■ **REQUIRED TASK**: Leave out the pictures and repeat exactly the lines between the one containing "Give me the" and the one containing "import React from 'react';", inclusive.

■ **INPUT DATA**:
--*--
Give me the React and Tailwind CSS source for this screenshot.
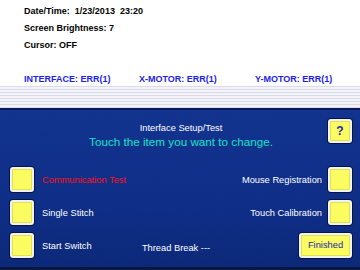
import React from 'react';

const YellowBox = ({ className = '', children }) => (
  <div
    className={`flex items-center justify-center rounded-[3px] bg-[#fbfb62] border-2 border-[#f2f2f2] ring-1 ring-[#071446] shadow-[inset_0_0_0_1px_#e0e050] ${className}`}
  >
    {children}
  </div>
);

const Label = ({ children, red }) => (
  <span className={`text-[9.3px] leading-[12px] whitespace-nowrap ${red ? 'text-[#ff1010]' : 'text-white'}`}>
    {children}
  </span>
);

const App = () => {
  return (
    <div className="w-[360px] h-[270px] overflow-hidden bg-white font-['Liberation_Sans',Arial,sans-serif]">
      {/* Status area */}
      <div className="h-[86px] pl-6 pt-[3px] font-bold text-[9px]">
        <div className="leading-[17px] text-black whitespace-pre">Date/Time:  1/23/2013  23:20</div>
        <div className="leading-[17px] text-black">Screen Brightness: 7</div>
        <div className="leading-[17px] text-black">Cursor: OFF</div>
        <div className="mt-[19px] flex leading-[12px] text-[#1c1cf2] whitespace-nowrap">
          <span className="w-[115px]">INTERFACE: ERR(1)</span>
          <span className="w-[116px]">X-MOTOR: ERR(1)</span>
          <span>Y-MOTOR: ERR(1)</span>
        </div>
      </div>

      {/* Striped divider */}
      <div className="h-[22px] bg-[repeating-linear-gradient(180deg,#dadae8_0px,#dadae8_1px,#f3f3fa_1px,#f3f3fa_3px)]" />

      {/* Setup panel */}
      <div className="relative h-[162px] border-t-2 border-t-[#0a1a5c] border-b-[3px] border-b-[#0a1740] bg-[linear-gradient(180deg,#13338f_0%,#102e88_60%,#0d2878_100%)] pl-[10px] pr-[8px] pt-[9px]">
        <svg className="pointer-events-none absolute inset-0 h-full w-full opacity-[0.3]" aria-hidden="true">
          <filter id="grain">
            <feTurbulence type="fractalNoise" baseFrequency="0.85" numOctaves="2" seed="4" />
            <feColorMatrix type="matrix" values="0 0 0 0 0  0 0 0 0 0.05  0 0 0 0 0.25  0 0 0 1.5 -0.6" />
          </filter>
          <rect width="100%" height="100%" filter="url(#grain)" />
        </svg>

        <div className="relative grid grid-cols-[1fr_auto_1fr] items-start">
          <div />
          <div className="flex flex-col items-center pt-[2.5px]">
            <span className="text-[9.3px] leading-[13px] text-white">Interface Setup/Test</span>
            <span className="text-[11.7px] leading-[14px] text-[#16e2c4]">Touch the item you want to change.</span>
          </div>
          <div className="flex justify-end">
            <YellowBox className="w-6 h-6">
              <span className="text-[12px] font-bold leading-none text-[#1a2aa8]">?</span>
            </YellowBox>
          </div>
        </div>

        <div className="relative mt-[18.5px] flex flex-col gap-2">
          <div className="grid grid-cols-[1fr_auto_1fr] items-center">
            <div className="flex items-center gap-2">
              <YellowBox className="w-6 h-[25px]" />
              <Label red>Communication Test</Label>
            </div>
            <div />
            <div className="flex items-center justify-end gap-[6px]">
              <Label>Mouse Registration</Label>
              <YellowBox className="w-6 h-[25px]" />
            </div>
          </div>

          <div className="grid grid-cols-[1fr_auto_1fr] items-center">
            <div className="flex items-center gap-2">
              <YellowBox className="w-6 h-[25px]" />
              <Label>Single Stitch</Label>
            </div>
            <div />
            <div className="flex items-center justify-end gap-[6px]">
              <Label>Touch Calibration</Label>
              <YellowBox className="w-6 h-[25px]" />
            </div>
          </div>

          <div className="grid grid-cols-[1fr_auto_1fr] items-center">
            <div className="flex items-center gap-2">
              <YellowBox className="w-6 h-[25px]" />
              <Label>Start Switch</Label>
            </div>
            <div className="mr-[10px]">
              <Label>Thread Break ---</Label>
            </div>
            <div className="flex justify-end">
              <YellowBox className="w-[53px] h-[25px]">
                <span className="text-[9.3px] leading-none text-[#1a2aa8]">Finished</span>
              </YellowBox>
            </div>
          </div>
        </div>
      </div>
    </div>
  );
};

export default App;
--*--
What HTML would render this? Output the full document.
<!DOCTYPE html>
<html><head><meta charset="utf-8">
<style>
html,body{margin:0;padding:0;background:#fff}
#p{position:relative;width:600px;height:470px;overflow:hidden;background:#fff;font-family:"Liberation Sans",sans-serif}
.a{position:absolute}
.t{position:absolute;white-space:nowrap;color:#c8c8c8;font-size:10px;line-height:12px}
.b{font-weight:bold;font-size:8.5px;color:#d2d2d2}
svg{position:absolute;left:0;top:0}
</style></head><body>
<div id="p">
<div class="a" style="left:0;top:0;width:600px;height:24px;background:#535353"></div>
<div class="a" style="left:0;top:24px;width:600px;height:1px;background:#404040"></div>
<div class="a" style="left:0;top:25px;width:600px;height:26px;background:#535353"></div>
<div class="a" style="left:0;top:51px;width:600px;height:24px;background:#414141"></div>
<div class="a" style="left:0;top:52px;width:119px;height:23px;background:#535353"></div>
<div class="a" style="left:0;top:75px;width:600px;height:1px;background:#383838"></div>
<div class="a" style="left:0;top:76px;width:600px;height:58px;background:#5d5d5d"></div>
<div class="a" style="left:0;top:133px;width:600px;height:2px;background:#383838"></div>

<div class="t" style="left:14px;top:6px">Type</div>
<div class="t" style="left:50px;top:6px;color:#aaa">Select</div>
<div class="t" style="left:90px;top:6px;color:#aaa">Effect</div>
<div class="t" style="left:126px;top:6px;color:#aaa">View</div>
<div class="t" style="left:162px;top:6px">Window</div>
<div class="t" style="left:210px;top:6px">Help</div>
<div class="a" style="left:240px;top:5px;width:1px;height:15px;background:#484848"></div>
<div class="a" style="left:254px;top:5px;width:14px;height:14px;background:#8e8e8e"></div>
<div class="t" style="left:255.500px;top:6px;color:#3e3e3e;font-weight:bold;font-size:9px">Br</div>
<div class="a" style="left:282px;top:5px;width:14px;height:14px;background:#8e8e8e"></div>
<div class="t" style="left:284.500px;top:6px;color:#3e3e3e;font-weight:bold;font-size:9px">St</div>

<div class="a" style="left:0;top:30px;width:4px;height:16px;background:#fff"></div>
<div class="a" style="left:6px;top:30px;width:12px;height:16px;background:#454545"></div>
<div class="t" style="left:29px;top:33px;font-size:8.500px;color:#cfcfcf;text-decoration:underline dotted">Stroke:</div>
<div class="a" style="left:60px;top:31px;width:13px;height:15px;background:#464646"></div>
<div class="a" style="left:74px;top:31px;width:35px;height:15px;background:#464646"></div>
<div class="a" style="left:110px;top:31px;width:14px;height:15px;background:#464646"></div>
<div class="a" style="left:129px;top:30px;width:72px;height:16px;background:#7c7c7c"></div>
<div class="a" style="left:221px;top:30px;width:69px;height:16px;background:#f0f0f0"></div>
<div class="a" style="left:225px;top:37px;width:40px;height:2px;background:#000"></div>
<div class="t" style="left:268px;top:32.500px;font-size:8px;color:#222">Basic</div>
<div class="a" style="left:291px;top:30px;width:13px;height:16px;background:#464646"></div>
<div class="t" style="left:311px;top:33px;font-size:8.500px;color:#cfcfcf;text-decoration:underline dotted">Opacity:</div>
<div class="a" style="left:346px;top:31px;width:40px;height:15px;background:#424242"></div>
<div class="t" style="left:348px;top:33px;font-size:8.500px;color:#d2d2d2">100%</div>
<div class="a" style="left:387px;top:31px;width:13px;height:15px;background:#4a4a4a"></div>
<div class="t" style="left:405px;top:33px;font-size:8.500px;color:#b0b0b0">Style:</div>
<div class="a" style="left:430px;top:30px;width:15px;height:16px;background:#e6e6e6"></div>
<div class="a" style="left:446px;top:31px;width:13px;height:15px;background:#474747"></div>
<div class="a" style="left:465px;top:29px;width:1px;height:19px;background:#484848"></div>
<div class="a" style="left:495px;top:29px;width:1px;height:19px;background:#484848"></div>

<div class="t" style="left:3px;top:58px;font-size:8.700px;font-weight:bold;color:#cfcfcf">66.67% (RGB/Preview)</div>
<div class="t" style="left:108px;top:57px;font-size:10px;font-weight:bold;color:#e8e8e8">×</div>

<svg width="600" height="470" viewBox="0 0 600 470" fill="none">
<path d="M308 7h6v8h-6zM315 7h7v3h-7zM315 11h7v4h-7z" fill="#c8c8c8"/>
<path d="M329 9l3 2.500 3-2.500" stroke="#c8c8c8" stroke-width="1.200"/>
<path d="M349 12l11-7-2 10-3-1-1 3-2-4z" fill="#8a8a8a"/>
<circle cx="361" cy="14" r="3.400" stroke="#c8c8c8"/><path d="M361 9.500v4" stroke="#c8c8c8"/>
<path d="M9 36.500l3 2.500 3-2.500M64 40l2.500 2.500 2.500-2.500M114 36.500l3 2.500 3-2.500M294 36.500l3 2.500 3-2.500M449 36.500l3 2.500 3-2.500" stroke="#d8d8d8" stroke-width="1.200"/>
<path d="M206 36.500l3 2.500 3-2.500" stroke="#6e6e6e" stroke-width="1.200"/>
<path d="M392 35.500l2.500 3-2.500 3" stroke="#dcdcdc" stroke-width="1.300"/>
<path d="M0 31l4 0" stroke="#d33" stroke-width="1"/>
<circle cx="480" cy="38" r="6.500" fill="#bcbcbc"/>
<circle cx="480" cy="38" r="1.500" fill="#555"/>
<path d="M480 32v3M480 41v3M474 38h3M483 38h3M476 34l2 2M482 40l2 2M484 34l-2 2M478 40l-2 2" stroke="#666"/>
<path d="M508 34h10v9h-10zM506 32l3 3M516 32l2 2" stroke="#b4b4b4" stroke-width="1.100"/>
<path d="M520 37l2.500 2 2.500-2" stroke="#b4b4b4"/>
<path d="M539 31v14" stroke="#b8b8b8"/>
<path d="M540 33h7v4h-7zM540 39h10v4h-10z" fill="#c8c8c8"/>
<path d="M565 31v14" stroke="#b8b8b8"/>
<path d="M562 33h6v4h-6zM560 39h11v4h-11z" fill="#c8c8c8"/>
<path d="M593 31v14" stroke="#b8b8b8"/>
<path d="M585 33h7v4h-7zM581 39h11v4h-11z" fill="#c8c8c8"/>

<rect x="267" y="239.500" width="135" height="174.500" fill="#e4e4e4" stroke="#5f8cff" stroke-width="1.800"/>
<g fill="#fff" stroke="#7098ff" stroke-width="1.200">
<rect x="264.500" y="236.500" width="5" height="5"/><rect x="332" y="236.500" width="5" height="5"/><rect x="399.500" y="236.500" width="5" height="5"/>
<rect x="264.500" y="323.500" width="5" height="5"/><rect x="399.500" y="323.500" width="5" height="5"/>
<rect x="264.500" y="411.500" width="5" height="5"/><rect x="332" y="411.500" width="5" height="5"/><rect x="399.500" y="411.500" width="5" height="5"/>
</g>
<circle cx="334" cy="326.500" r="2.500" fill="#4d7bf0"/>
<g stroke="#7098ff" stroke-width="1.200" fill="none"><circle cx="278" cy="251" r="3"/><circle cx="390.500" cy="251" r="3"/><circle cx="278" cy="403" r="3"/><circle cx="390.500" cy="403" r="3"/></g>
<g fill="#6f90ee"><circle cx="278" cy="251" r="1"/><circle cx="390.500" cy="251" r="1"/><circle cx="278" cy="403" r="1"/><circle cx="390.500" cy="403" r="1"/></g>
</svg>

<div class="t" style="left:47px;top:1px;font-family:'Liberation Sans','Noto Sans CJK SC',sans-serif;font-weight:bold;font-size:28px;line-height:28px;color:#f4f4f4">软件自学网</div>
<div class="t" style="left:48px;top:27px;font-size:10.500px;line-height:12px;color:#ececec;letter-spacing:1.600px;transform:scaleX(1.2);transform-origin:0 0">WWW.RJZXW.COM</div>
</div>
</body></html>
--*--
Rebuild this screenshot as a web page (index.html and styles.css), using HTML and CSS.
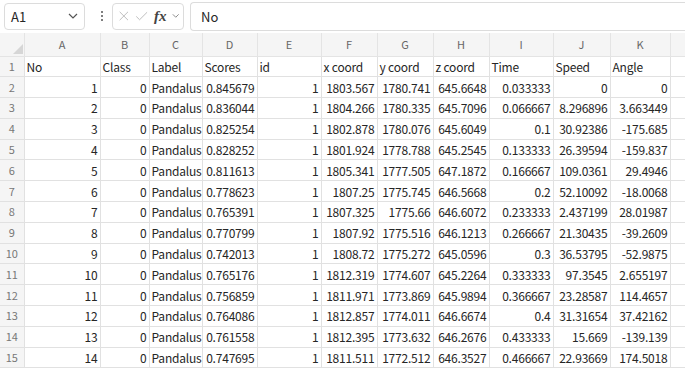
--*--
■ **ANSWER TO THIS PROBLEM**:
Give me the React and Tailwind CSS source for this screenshot.
import React from 'react';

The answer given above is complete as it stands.